I asked the judge if he thought the “special deal” under which the Nation of Islam gets to ignore this particular law was put in place to “buy peace” on the West Side?

“That’s what a Taser is for, to buy peace,” the judge responded.

3 Comments to “What’s ‘the deal’ with the Nation of Islam panhandlers?”

  1. Eric Oppen Says:

    This sounds kind of like how the Westboro Baptist “Church” has the city of Topeka buffaloed…nobody’s willing to cross swords with them since they’ll go miles out of their way to make the life of anybody who does a misery. Between endless picketing, blizzards of lawsuits and mysterious scattering of roofing nails in driveways, the Westboros have Topeka up a gum tree.

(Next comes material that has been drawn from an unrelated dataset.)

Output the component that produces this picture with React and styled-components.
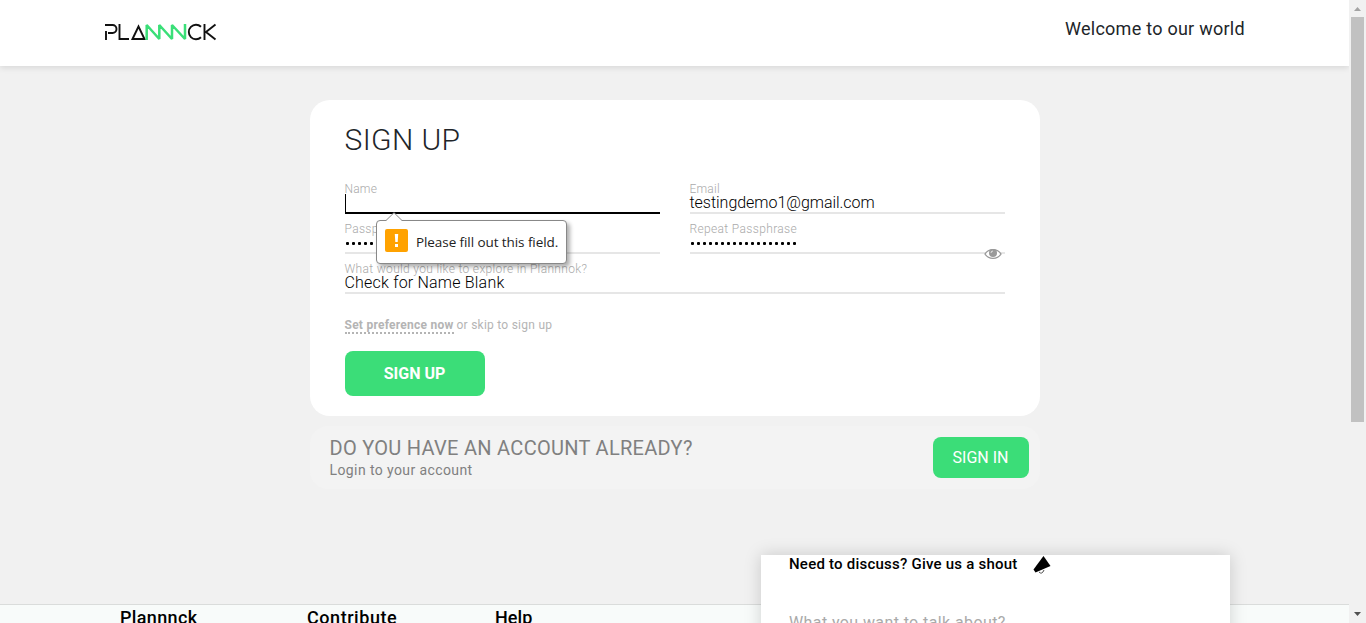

    Personally, I’d ship Farrakhan and all his followers to Saudi Arabia. Real Muslims consider the “Nation of Islam” a heretical fraud, and they’d take care of the problem right quick.

  2. liberranter Says:

    I’ve always been awestruck by how fast the spines of those with political power melt to liquid when the “right” demographic groups make loud, threatening noises that enable them to project an air of power in a manner that exaggerates their actual numbers or strength. Now if only the law-abiding, Constitution-respecting citizens of this land would adopt the same tactic. Maybe then such creatures as the DEA, DHS, IRS, FBI, CIA, etc., not to mention state and local government parasitic organizations of similar nature, would roll over and play dead.

  3. Lava Says:

    WTF?!! A Taser is to buy peace?! **!